◆ Objective:
Scan the listing below and copy every line holding "that".

◆ Material shown:
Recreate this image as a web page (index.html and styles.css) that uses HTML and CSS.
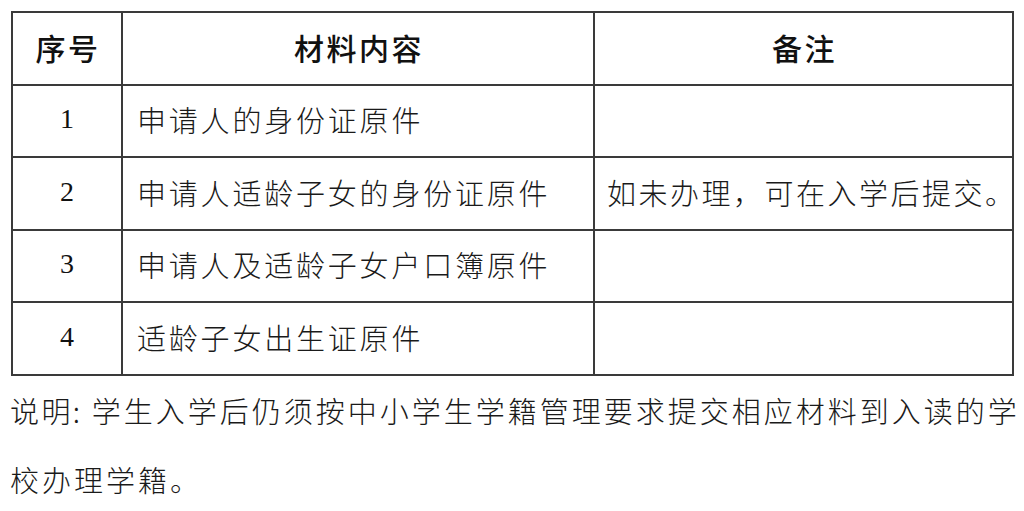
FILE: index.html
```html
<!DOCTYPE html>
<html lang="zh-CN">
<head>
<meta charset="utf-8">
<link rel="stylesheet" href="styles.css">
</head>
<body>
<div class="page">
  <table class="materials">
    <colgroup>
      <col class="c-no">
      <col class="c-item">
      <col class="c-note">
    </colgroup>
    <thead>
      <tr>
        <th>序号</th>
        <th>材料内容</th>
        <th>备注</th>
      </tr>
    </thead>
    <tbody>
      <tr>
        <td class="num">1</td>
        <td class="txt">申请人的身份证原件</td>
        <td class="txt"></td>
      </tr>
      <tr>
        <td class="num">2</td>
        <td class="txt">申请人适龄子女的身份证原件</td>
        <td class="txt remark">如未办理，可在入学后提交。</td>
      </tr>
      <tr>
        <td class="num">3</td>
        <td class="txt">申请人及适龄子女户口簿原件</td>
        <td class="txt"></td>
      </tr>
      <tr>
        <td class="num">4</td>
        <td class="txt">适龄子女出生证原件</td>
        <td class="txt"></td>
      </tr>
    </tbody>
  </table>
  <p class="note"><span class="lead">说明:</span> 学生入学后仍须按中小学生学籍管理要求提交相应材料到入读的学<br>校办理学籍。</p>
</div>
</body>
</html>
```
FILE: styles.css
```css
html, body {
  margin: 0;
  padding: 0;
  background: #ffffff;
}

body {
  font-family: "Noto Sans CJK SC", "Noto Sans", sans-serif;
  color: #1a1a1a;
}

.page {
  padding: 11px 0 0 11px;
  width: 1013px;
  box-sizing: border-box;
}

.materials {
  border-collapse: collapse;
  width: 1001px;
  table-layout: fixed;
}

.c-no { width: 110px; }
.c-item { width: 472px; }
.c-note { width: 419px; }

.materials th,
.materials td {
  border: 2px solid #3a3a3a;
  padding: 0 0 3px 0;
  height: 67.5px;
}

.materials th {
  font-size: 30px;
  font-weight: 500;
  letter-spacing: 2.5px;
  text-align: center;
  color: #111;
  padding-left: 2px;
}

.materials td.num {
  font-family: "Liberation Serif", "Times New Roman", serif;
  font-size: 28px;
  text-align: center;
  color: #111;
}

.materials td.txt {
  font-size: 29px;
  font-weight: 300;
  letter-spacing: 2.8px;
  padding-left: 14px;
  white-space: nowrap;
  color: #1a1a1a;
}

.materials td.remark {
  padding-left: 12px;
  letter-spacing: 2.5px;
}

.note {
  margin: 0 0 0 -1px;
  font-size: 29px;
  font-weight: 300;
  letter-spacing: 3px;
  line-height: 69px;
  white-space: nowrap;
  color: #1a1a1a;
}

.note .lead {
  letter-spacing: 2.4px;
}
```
--
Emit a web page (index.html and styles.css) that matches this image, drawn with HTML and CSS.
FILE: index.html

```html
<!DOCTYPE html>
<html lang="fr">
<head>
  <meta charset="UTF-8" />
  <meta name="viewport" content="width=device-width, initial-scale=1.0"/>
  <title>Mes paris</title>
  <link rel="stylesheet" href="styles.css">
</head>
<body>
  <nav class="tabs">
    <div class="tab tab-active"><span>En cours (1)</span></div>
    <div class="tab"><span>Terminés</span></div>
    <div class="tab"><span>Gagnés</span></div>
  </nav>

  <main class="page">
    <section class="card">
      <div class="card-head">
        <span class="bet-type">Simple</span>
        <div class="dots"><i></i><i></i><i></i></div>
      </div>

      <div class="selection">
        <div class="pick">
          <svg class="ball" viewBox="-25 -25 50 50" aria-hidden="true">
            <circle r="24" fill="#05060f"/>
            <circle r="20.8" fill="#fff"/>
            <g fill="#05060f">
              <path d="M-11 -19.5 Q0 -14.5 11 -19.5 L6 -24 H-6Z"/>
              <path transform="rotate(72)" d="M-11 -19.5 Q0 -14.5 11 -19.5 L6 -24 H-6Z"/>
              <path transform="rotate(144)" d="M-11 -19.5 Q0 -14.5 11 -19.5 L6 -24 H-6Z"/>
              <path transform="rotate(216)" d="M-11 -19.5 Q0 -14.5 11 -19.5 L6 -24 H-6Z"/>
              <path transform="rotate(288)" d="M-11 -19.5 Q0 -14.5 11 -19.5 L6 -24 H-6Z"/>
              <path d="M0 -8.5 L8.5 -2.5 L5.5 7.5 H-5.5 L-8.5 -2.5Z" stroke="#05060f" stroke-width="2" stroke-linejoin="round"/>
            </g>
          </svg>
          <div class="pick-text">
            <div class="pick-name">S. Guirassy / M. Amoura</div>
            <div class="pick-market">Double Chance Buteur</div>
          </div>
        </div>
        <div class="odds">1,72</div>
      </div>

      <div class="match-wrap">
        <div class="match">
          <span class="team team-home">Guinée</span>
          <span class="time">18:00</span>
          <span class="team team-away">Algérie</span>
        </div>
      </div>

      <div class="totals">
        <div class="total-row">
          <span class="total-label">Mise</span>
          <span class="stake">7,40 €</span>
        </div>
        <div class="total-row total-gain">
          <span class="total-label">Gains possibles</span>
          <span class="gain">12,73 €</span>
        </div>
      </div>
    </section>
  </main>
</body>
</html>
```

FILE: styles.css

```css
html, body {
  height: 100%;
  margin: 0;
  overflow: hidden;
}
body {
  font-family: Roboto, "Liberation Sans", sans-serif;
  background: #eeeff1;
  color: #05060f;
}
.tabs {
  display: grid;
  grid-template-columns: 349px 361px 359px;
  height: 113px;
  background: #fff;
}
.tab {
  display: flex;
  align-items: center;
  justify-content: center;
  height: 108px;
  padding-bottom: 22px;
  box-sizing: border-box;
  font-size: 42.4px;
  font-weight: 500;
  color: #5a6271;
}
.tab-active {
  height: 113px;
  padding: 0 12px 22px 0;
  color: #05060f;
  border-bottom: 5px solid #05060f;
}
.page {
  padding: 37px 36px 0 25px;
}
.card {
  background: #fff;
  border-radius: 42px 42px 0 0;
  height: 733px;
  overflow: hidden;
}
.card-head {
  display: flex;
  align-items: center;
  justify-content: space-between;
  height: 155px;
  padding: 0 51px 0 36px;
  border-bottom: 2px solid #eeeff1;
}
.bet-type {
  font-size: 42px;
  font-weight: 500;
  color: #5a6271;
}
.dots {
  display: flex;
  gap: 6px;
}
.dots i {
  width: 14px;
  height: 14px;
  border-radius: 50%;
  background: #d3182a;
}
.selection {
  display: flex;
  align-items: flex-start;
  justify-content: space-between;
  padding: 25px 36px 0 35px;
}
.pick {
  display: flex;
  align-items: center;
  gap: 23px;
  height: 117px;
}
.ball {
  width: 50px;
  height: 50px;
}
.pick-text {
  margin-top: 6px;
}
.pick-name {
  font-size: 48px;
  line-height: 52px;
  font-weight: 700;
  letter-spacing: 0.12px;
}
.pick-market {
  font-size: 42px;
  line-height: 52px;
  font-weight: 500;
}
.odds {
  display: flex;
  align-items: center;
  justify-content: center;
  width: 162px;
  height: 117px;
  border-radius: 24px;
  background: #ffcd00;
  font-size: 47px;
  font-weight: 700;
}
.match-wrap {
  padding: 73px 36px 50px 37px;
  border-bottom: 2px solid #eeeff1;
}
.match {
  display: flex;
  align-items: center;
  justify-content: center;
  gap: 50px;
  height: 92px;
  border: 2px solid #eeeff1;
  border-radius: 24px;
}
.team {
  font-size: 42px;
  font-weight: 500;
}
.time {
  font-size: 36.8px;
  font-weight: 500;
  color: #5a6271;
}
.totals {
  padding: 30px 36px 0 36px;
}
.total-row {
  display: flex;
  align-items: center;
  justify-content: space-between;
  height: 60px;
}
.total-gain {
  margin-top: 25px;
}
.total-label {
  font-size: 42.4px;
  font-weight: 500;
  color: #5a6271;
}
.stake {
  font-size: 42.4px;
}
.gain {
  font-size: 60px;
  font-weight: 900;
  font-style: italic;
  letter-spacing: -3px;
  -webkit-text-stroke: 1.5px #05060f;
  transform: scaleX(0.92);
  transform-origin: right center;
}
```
--
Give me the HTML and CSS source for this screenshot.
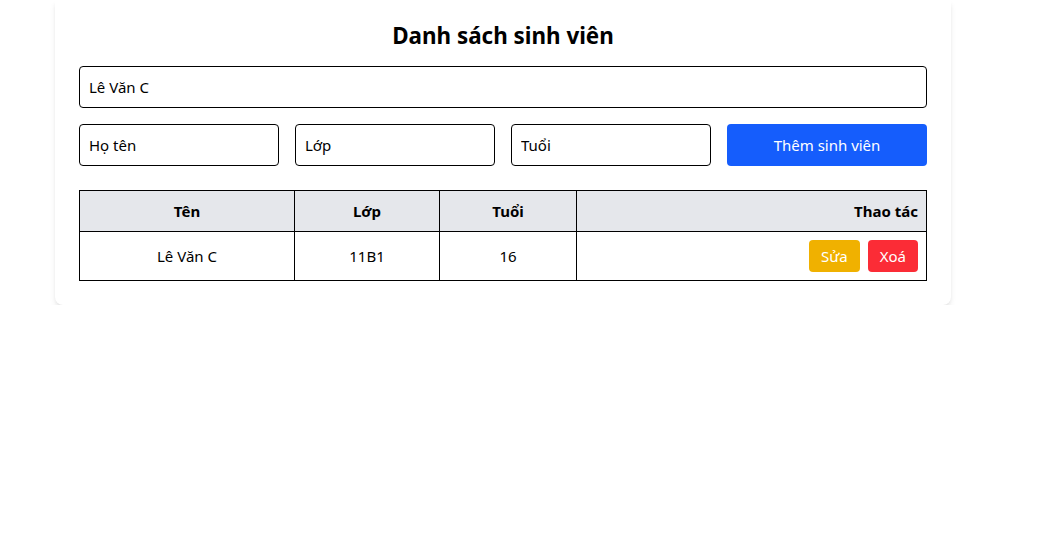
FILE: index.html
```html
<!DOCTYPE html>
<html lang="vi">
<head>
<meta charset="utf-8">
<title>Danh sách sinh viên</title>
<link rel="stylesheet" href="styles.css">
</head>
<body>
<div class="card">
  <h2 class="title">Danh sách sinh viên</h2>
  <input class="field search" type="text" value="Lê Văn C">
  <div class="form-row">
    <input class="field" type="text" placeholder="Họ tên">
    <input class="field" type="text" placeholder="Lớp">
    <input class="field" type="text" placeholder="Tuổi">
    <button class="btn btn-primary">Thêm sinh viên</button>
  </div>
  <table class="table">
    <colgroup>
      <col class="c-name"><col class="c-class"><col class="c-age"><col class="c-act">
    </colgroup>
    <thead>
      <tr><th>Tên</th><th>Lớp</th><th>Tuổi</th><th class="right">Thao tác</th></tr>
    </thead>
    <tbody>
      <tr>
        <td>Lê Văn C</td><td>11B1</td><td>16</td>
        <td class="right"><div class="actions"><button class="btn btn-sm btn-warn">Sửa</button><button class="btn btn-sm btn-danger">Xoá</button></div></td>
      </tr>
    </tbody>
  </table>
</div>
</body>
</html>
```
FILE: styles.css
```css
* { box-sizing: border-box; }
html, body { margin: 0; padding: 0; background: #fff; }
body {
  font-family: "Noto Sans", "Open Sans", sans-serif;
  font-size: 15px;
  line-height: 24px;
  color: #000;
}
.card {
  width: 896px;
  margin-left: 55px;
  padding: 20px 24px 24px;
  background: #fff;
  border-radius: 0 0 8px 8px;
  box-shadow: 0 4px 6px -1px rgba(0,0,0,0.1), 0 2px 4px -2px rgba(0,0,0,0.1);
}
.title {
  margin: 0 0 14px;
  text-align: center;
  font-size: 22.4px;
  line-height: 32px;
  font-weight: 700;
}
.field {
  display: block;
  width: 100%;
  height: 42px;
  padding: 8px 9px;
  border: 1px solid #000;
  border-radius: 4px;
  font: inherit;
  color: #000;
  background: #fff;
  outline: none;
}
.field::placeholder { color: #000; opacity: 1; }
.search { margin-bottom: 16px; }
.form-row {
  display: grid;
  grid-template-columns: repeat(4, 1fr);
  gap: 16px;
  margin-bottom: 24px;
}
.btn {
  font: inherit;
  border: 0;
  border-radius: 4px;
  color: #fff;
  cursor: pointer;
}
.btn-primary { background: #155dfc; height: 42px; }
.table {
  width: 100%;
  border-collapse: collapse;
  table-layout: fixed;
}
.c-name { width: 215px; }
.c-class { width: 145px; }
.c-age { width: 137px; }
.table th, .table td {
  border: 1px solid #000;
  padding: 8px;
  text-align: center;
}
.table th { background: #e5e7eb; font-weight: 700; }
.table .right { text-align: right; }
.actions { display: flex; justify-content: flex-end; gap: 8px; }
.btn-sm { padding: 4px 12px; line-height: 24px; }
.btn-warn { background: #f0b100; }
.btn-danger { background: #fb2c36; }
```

◆ Response to this task:
Recreate this image as a web page (index.html and styles.css) that uses HTML and CSS.
Emit a web page (index.html and styles.css) that matches this image, drawn with HTML and CSS.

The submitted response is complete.